No sé a qué temo más, si al clan de los ecologistas radicales o a la devastación del mundo. Aunque filisteo en asuntos verdes, me he convertido en un climatoescéptico por culpa de Mark Alizart y sus breves ensayos reunidos en Golpe de estado climático (La Cebra, 2020). Mientras leía recordé de pronto a un amigo que, discutiendo sobre el clima -ahora todos tienen su opinión-, defendía la energía nuclear como una de las más limpias. Yo pensé en decir que sí hasta que no se desmadre como Chernobyl, pero no dije nada porque una amiga común, que oía espantada, se adelantó. Mi amigo recordó que Francia construirá nuevas centrales nucleares para garantizar su “independencia energética” y combatir el “cambio climático”. Con este recordatorio, terminó la disputa. Dos días después les envié la noticia de que Alemania reiniciaba sus plantas de carbón. Por cierto, una de las palabras favoritas de Alizart es “carbofascismo”. También pensé en la mueca iracunda de Greta Thunberg con este aviso y en la serie alemana Dark, de los esposos Baran bo Odar y Jantje Friese, e imaginé que escapaba a tiempos remotos por alguna cueva radioactiva y me salvaba de todo este lío.
De seguir el envalentonamiento progre de estos tiempos posmodernos, el discurso ecosocialista, de redención climática, podría mutar pronto a una neolengua totalitaria. No creo que sea casual la cita de Thanos (Avengers: Infinity Wars) como reencarnación del malthusianismo: la aniquilación de la mitad de la población del planeta para reiniciarlo. “El Estado soy yo”, diría Thanos, como rey absolutista frente a una corte que representa la maldad pura que habría que eliminar sin miramientos porque, además, el problema climático es un negocio redondo. Dice Alizart: “La izquierda de hoy comete un error creyendo que el desajuste climático no es más que una consecuencia del capitalismo, cuando precisamente es la manera que encontró para perpetuarse”. El capitalismo del desastre. Si en esto estamos, cualquiera pensaría entonces que el covid 19 entró en circulación por sobreproducción de barbijos y gel antibacterial. Y habrá, pronto, quien oferte tormentas a la medida.

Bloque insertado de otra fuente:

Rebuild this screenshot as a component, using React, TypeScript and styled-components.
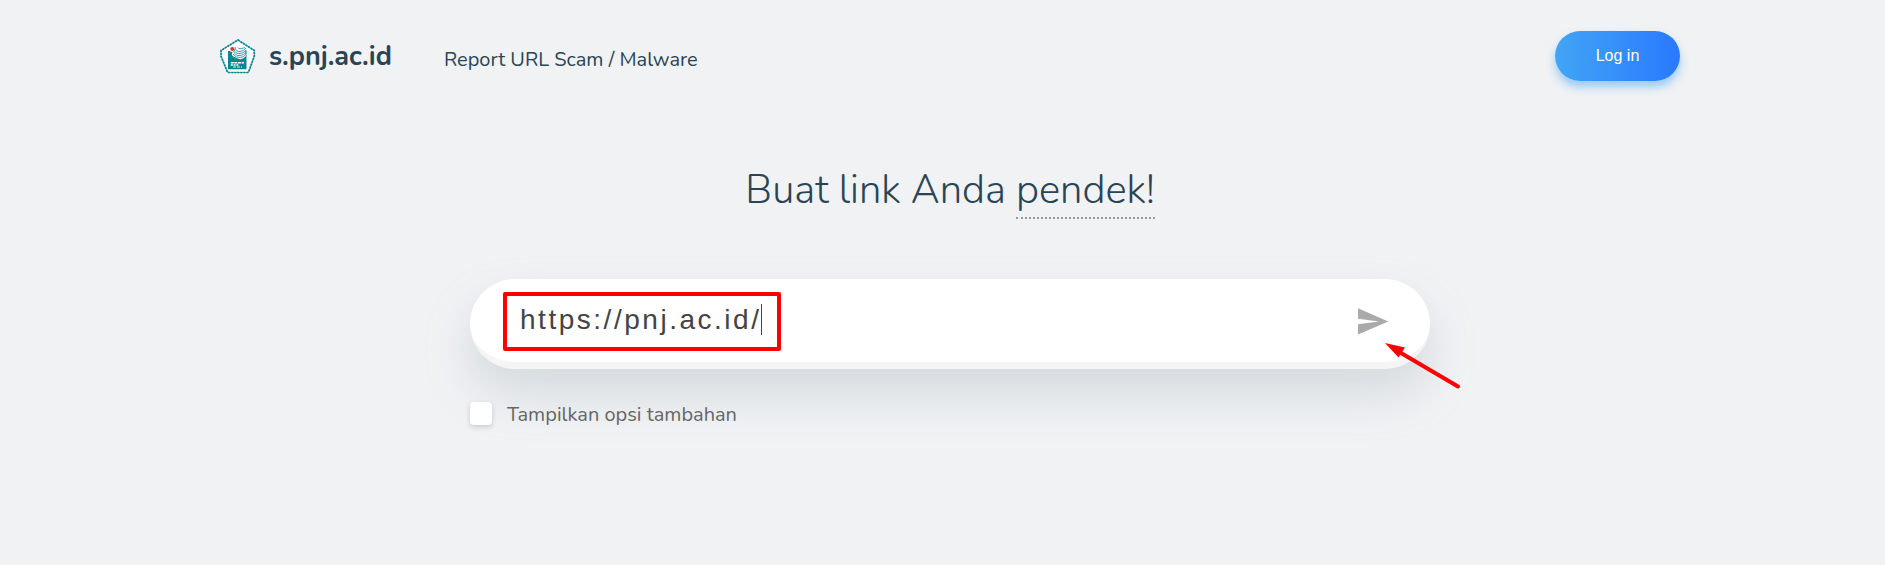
import React from "react";
import styled, { createGlobalStyle } from "styled-components";

const Global = createGlobalStyle`
  * { box-sizing: border-box; }
  body { margin: 0; background: #f0f2f4; color: #2b4454; font-family: Nunito, Lato, "Open Sans", sans-serif; }
`;

const Page = styled.div`
  min-height: 100vh;
  padding-left: 15px;
  overflow: hidden;
`;

const Header = styled.header`
  max-width: 1460px;
  margin: 0 auto;
  height: 112px;
  display: flex;
  align-items: center;
  justify-content: space-between;
`;

const Nav = styled.nav`
  display: flex;
  align-items: center;
  gap: 52px;
`;

const Brand = styled.a`
  display: flex;
  align-items: center;
  gap: 13px;
  color: inherit;
  text-decoration: none;
  font-size: 27px;
  font-weight: 700;
  line-height: 36px;
`;

const BrandName = styled.span`
  padding-top: 2px;
`;

const NavLink = styled.a`
  color: inherit;
  text-decoration: none;
  font-size: 20px;
  line-height: 28px;
  padding-top: 8px;
`;

const LoginButton = styled.button`
  width: 125px;
  height: 50px;
  border: 0;
  border-radius: 25px;
  color: #fff;
  background: linear-gradient(to right, #42a5f5, #2979ff);
  box-shadow: 0 6px 8px rgba(66, 165, 245, 0.5);
  font: 16px/20px "Liberation Sans", Arial, sans-serif;
  cursor: pointer;
`;

const Main = styled.main`
  max-width: 960px;
  margin: 0 auto;
  display: flex;
  flex-direction: column;
`;

const Title = styled.h1`
  margin: 50px 0 61px;
  text-align: center;
  font-size: 40px;
  font-weight: 300;
  line-height: 56px;
`;

const Underlined = styled.span`
  border-bottom: 2px dotted #999;
`;

const Form = styled.form`
  display: flex;
  flex-direction: column;
  gap: 33px;
`;

const Field = styled.div`
  position: relative;
  display: flex;
`;

const UrlInput = styled.input`
  flex: 1;
  min-width: 0;
  height: 90px;
  padding: 0 105px 2px 50px;
  border: 0;
  border-bottom: 7px solid #f5f5f5;
  border-radius: 45px;
  outline: none;
  background: #fff;
  box-shadow: 0 25px 44px hsla(200, 15%, 70%, 0.38);
  color: #444;
  font: 28px "Liberation Sans", Arial, sans-serif;
  letter-spacing: 0.09em;
`;

const SendButton = styled.button`
  position: absolute;
  top: 22px;
  right: 37px;
  width: 40px;
  height: 40px;
  padding: 0;
  border: 0;
  background: none;
  display: grid;
  place-items: center;
  color: #aaa;
  cursor: pointer;
`;

const Caret = styled.span`
  position: absolute;
  left: 291px;
  top: 25px;
  width: 1px;
  height: 31px;
  background: #444;
`;

const Highlight = styled.div`
  position: absolute;
  left: 33px;
  top: 13px;
  width: 278px;
  height: 59px;
  border: 4px solid #f00;
  border-radius: 2px;
  pointer-events: none;
`;

const Pointer = styled.svg`
  position: absolute;
  z-index: 1;
  right: -34px;
  top: 63px;
  pointer-events: none;
`;

const Option = styled.label`
  position: relative;
  display: flex;
  align-items: flex-start;
  gap: 15px;
  align-self: flex-start;
  color: #666;
  font-size: 20px;
  line-height: 26px;
  cursor: pointer;
`;

const Checkbox = styled.input`
  appearance: none;
  width: 22px;
  height: 23px;
  margin: 0;
  border-radius: 4px;
  background: #fff;
  box-shadow: 0 2px 5px rgba(50, 50, 50, 0.2);
`;

const Logo = () => (
  <svg width="36" height="36" viewBox="0 0 36 36" fill="none" aria-hidden="true">
    <path d="M18 2 L34.3 12.5 V18 L29 33 Q28.5 34.5 27 34.5 H9 Q7.5 34.5 7 33 L1 18 V12.5 Z" fill="#fff" stroke="#5fb0b8" strokeWidth="1.2" />
    <path d="M18 2 L34.3 12.5 V18 L29 33 Q28.5 34.5 27 34.5 H9 Q7.5 34.5 7 33 L1 18 V12.5 Z" stroke="#068792" strokeWidth="1.7" strokeDasharray="2 1" />
    <path d="M8 13 H14 L18 17 L26.5 12 V31.3 H8 Z" fill="#068792" />
    <circle cx="12.3" cy="11" r="3" fill="#fff" />
    <path d="M14 8.7 L25 12 L26 18 Q22 23 16.5 20 Q11 18 12 15.5 Z" fill="#fff" />
    <g stroke="#068792" strokeWidth="0.8">
      <path d="M15 9 Q15.5 14 20 13.5 Q24 13 26 10" />
      <path d="M14 11 Q15 16 20 15.5 Q24 15 26 12.5" />
      <path d="M13.5 13.5 Q15.5 18 20 17.5 Q24 17 26 14.5" />
      <path d="M13 16 Q16 20 20 19.5 Q24 19 26 16.5" />
      <path d="M18 9.5 Q19 12 25 9.5" />
    </g>
    <circle cx="12.3" cy="11" r="2" fill="#e5322d" />
    <g stroke="#fff" strokeWidth="1.5">
      <path d="M10.8 24.8 H24" strokeDasharray="3 0.6" />
      <path d="M10.8 27 H19" strokeDasharray="2 0.8" />
      <path d="M13 29 H22" strokeWidth="0.9" strokeDasharray="3 1" />
    </g>
  </svg>
);

export default function App() {
  return (
    <Page>
      <Global />
      <Header>
        <Nav>
          <Brand href="#"><Logo /><BrandName>s.pnj.ac.id</BrandName></Brand>
          <NavLink href="#report">Report URL Scam / Malware</NavLink>
        </Nav>
        <LoginButton type="button">Log in</LoginButton>
      </Header>
      <Main>
        <Title>Buat link Anda <Underlined>pendek!</Underlined></Title>
        <Form onSubmit={(e) => e.preventDefault()}>
          <Field>
            <UrlInput type="text" aria-label="URL" defaultValue="https://pnj.ac.id/" />
            <Caret />
            <SendButton type="submit" aria-label="Kirim">
              <svg width="32" height="28" viewBox="0 0 32 28" fill="currentColor">
                <path d="M1 1.3 L31.3 14.5 L1 27.5 V17.3 L22 14.5 L1 11.7 Z" />
              </svg>
            </SendButton>
            <Highlight />
            <Pointer width="80" height="50" viewBox="0 0 80 50" aria-hidden="true">
              <path d="M17 11 L74 44.5" stroke="#f00" strokeWidth="4" strokeLinecap="round" />
              <path d="M1 1 L21 5.5 L14.5 15.5 Z" fill="#f00" />
            </Pointer>
          </Field>
          <Option><Checkbox type="checkbox" />Tampilkan opsi tambahan</Option>
        </Form>
      </Main>
    </Page>
  );
}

El clan de los ecologistas radicales exige repensar la idea superflua de libertad. Critica a los renuentes al barbijo, por ejemplo, porque se dicen coactados, pero a esos basta con un susto madre. Recuerdo que Agamben escribió, en La sopa de Wuhan (2020), que la limitación de la libertad es aceptada en nombre de un deseo de seguridad inducido.
Entre líneas, Golpe de estado climático deja ver el “miedo inducido” que va debajo de las mangas de los ecosocialistas, justificados por un bien mayor: salvar la Tierra. Versión posmoderna del Edén. Resetear para reingresar al paraíso. Pienso en los miles de videos de animales salvajes invadiendo ciudades confinadas. Y no sé si caimanes paseantes en los pasillos de la Universidad del Zulia sea una imagen edénica, pero también serviría como escena distópica. El horror y la belleza van de la mano. La crueldad es inmanente a la naturaleza. Alizart cita a Razmig Keucheyan con razón, pues la izquierda radical no cree en las “almas bellas” y la naturaleza no es más que otro campo de batalla. Hasta de lucha de clases. Pero si no se cree en “almas bellas” cómo construyen la “economía humana”, calco de la naturaleza idealizada, a la que aspiran. Una economía que es “comunismo cósmico” que supera capitalismo y sovietismo. El discurso ecosocialista es retórica religiosa. Y, bien usado, puede hacer ganar cantidad de elecciones, pero no salvará al planeta de nada.